E anche Chiara, fresca vincitrice di X Factor che in L'esperienza dell'amore colora la sua voce da grande interprete e ne Il futuro che sarà (firmato da Francesco Bianconi dei Baustelle) si esalta nel verso «credo negli angeli ma frequento l'inferno». Dopotutto, questo è il Festival delle grandi firme visto che ci sono anche brani firmati da Gianna Nannini (Bellissimo per un Marco Mengoni in crescita esponenziale, fin troppo), Federico Zampaglione per Almamegretta (in Onda che vai, loro portano anche il reggae di Mamma non lo sa con il vocione di Raiz), Giuliano Sangiorgi per Malika Ayane (brava in Niente ma molto più coinvolgente in E se poi che ha un esprit quasi beat) e Enzo Gragnaniello e la coppia Avion Travel di Peppe Servillo e Fausto Mesolella (che hanno scritto in parte in napoletano) per l'incognita Maria Nazionale, che piacerà a Roberto Saviano ma sembra un po' frenata da un manierismo interpretativo vecchio stile. A proposito: ieri un raffreddatissimo Fabio Fazio ha detto che no, Saviano non sarà al Festival perché «non si fa mai il già fatto». Ci torneranno invece i Modà con due brani stilisticamente omogenei destinati a sbocciare con il tempo (Come l'acqua dentro il mare e Se si potesse non morire).
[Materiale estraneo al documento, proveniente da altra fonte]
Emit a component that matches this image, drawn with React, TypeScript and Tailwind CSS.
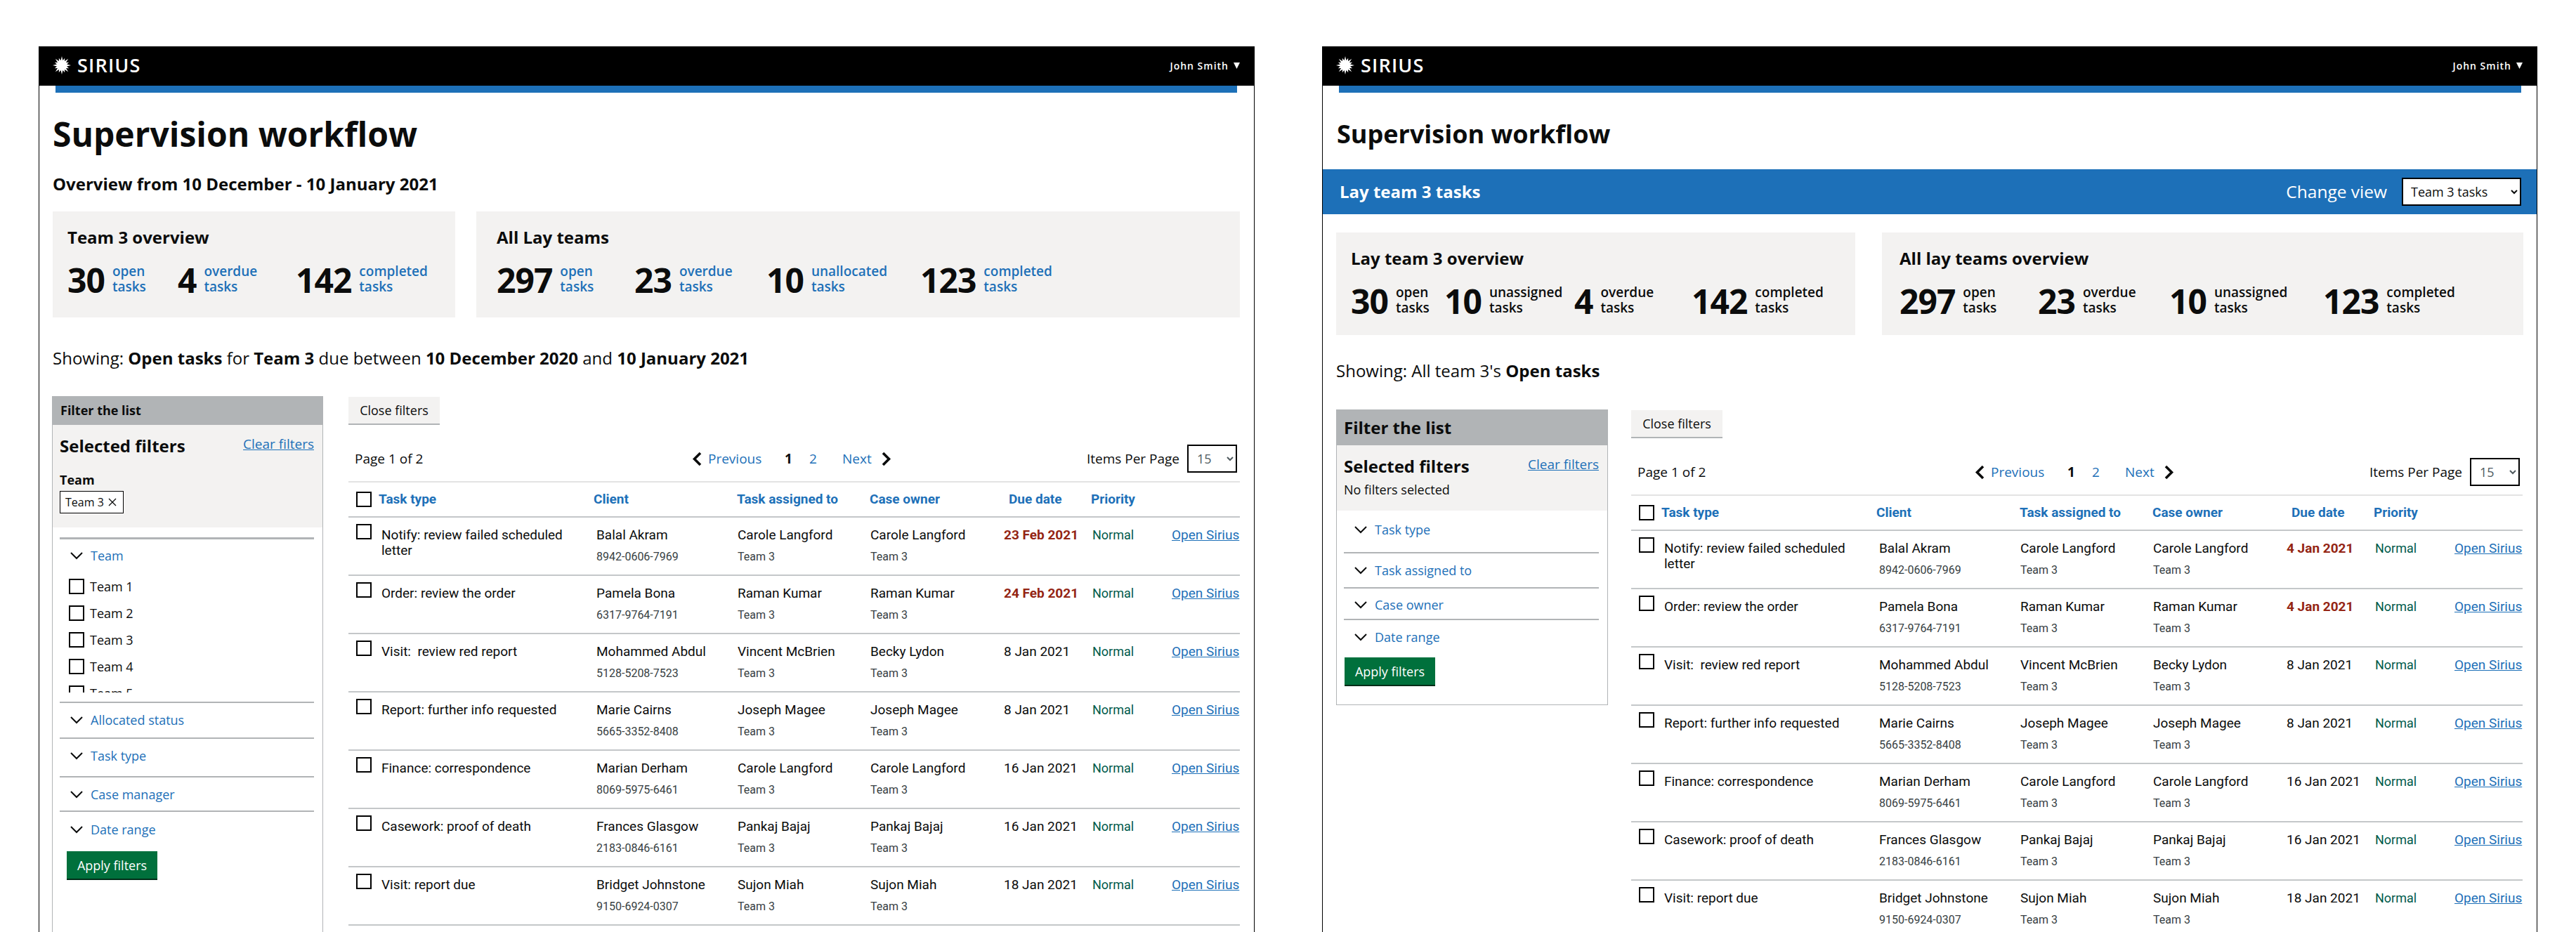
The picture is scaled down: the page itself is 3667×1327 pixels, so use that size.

E se Max Gazzé è incalzante in Sotto casa, ne I tuoi maledettissimi impegni canta un verso disperato e bellissimo: «Sei tu che mando giù nel petto quando mi getto vino in gola». Piacerà, vedrete. Idem Daniele Silvestri, scanzonato nel Bisogno di te ma protestante disilluso in A bocca chiusa.

E, se anche i bravi Marta sui Tubi mescoleranno in prima serata tv Oscar Wilde e Mallarmé con Motorpsycho e Sonic Youth (in Dispari) vuol dire che l'orologio del Festival ha completato l'aggiornamento e ora batte il tempo di quello al polso degli italiani. Comunque vada, è già un successo.